Exercise description =>
In the listing below, find every line containing "Tailwind" and copy it out.

Stored items from a collection

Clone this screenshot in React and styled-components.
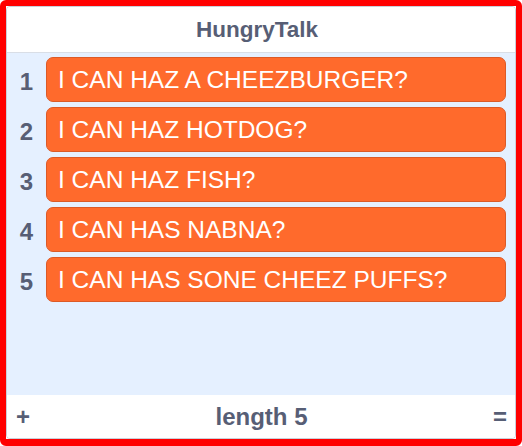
import React from 'react'
import styled, { createGlobalStyle } from 'styled-components'

const GlobalStyle = createGlobalStyle`
  html, body {
    margin: 0;
    padding: 0;
    background: #ffffff;
  }
  body {
    font-family: "Liberation Sans", Arial, Helvetica, sans-serif;
  }
`

const Highlight = styled.div`
  box-sizing: border-box;
  width: 522px;
  height: 446px;
  border: 6px solid #ff0000;
  border-bottom-width: 7px;
  border-radius: 6px;
  display: flex;
`

const Monitor = styled.div`
  flex: 1;
  display: flex;
  flex-direction: column;
  border: 1px solid #c9d0da;
  border-radius: 4px;
  overflow: hidden;
  color: #575e75;
`

const Header = styled.div`
  height: 45px;
  flex: none;
  display: flex;
  align-items: center;
  justify-content: center;
  padding-right: 8px;
  background: #ffffff;
  border-bottom: 1px solid #d9dee6;
  font-size: 22.5px;
  font-weight: bold;
`

const Body = styled.div`
  flex: 1;
  display: flex;
  flex-direction: column;
  gap: 5px;
  padding: 4px 9px 0 0;
  background: #e5f0ff;
`

const Row = styled.div`
  display: flex;
  align-items: center;
  height: 45px;
`

const Index = styled.div`
  width: 39px;
  flex: none;
  padding-top: 5px;
  text-align: center;
  font-size: 24px;
  font-weight: bold;
  color: #575e75;
`

const Item = styled.div`
  flex: 1;
  box-sizing: border-box;
  height: 45px;
  display: flex;
  align-items: center;
  padding: 0 11px;
  background: #ff6a2c;
  border: 1px solid #dc5a27;
  border-radius: 7px;
  color: #ffffff;
  font-size: 24.5px;
  white-space: nowrap;
  overflow: hidden;
`

const Footer = styled.div`
  height: 43px;
  flex: none;
  display: flex;
  align-items: center;
  justify-content: space-between;
  padding: 0 7px 0 8px;
  background: #ffffff;
  font-weight: bold;
`

const FooterButton = styled.span`
  width: 16px;
  text-align: center;
  font-size: 24px;
`

const Length = styled.span`
  font-size: 24px;
`

const items = [
  'I CAN HAZ A CHEEZBURGER?',
  'I CAN HAZ HOTDOG?',
  'I CAN HAZ FISH?',
  'I CAN HAS NABNA?',
  'I CAN HAS SONE CHEEZ PUFFS?',
]

export default function App() {
  return (
    <>
      <GlobalStyle />
      <Highlight>
        <Monitor>
          <Header>HungryTalk</Header>
          <Body>
            {items.map((text, i) => (
              <Row key={i}>
                <Index>{i + 1}</Index>
                <Item>{text}</Item>
              </Row>
            ))}
          </Body>
          <Footer>
            <FooterButton>+</FooterButton>
            <Length>length {items.length}</Length>
            <FooterButton>=</FooterButton>
          </Footer>
        </Monitor>
      </Highlight>
    </>
  )
}
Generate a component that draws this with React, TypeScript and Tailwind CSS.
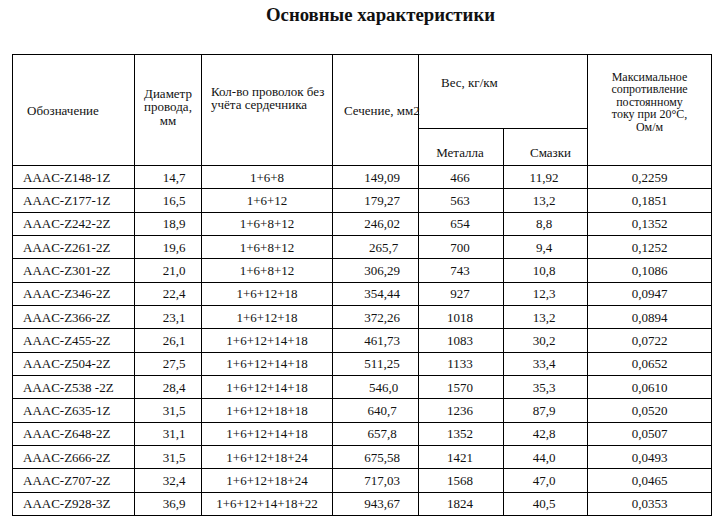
import React from "react";

const rows: string[][] = [
  ["AAAC-Z148-1Z", "14,7", "1+6+8", "149,09", "466", "11,92", "0,2259"],
  ["AAAC-Z177-1Z", "16,5", "1+6+12", "179,27", "563", "13,2", "0,1851"],
  ["AAAC-Z242-2Z", "18,9", "1+6+8+12", "246,02", "654", "8,8", "0,1352"],
  ["AAAC-Z261-2Z", "19,6", "1+6+8+12", "\u00a0265,7", "700", "9,4", "0,1252"],
  ["AAAC-Z301-2Z", "21,0", "1+6+8+12", "306,29", "743", "10,8", "0,1086"],
  ["AAAC-Z346-2Z", "22,4", "1+6+12+18", "354,44", "927", "12,3", "0,0947"],
  ["AAAC-Z366-2Z", "23,1", "1+6+12+18", "372,26", "1018", "13,2", "0,0894"],
  ["AAAC-Z455-2Z", "26,1", "1+6+12+14+18", "461,73", "1083", "30,2", "0,0722"],
  ["AAAC-Z504-2Z", "27,5", "1+6+12+14+18", "511,25", "1133", "33,4", "0,0652"],
  ["AAAC-Z538 -2Z", "28,4", "1+6+12+14+18", "\u00a0546,0", "1570", "35,3", "0,0610"],
  ["AAAC-Z635-1Z", "31,5", "1+6+12+18+18", "640,7", "1236", "87,9", "0,0520"],
  ["AAAC-Z648-2Z", "31,1", "1+6+12+14+18", "657,8", "1352", "42,8", "0,0507"],
  ["AAAC-Z666-2Z", "31,5", "1+6+12+18+24", "675,58", "1421", "44,0", "0,0493"],
  ["AAAC-Z707-2Z", "32,4", "1+6+12+18+24", "717,03", "1568", "47,0", "0,0465"],
  ["AAAC-Z928-3Z", "36,9", "1+6+12+14+18+22", "943,67", "1824", "40,5", "0,0353"],
];

const cell = "border border-black p-0 align-middle";

export default function App() {
  return (
    <div className="bg-white w-[721px] h-[523px] text-[#111] font-['Liberation_Serif','Times_New_Roman',serif]">
      <div className="flex justify-center pl-[40px] pt-[5px]">
        <h1 className="text-[18.75px] leading-[20px] font-bold">Основные характеристики</h1>
      </div>

      <table className="ml-[12px] mt-[29px] w-[699px] table-fixed border-collapse text-[13px] leading-[13px]">
        <colgroup>
          <col className="w-[122px]" />
          <col className="w-[67px]" />
          <col className="w-[131px]" />
          <col className="w-[86px]" />
          <col className="w-[85px]" />
          <col className="w-[84px]" />
          <col className="w-[124px]" />
        </colgroup>
        <thead>
          <tr className="h-[74px]">
            <th rowSpan={2} className={`${cell} text-left font-normal pl-[14px]`}>
              Обозначение
            </th>
            <th rowSpan={2} className={`${cell} text-center font-normal leading-[13.5px] pb-[6px]`}>
              Диаметр
              <br />
              провода,
              <br />
              мм
            </th>
            <th rowSpan={2} className={`${cell} text-left font-normal leading-[13.5px] pl-[9px] pb-[24px]`}>
              Кол-во проволок без
              <br />
              учёта сердечника
            </th>
            <th rowSpan={2} className={`${cell} text-left font-normal pl-[11px] whitespace-nowrap overflow-visible`}>
              Сечение, мм2
            </th>
            <th colSpan={2} className={`${cell} text-left font-normal pl-[22px] pb-[18px]`}>
              Вес, кг/км
            </th>
            <th rowSpan={2} className={`${cell} text-center font-normal text-[12px] leading-[12.5px] pb-[16px]`}>
              Максимальное
              <br />
              сопротивление
              <br />
              постоянному
              <br />
              току при 20°С,
              <br />
              Ом/м
            </th>
          </tr>
          <tr className="h-[37px]">
            <th className={`${cell} text-center font-normal pt-[10px] pr-[2px]`}>Металла</th>
            <th className={`${cell} text-center font-normal pt-[10px] pl-[10px]`}>Смазки</th>
          </tr>
        </thead>
        <tbody>
          {rows.map((r) => (
            <tr key={r[0]} className="h-[23.33px]">
              <td className={`${cell} text-left pl-[10px] whitespace-pre`}>{r[0]}</td>
              <td className={`${cell} text-center pl-[12px]`}>{r[1]}</td>
              <td className={`${cell} text-center`}>{r[2]}</td>
              <td className={`${cell} text-center pl-[13px]`}>{r[3]}</td>
              <td className={`${cell} text-center pr-[2px]`}>{r[4]}</td>
              <td className={`${cell} text-center pr-[3px]`}>{r[5]}</td>
              <td className={`${cell} text-center`}>{r[6]}</td>
            </tr>
          ))}
        </tbody>
      </table>
    </div>
  );
}
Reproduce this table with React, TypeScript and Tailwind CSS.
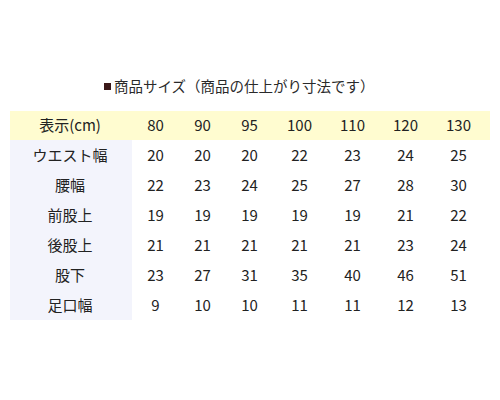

The result =>
Generate a component that draws this with React, TypeScript and Tailwind CSS.
Reproduce this table with React, TypeScript and Tailwind CSS.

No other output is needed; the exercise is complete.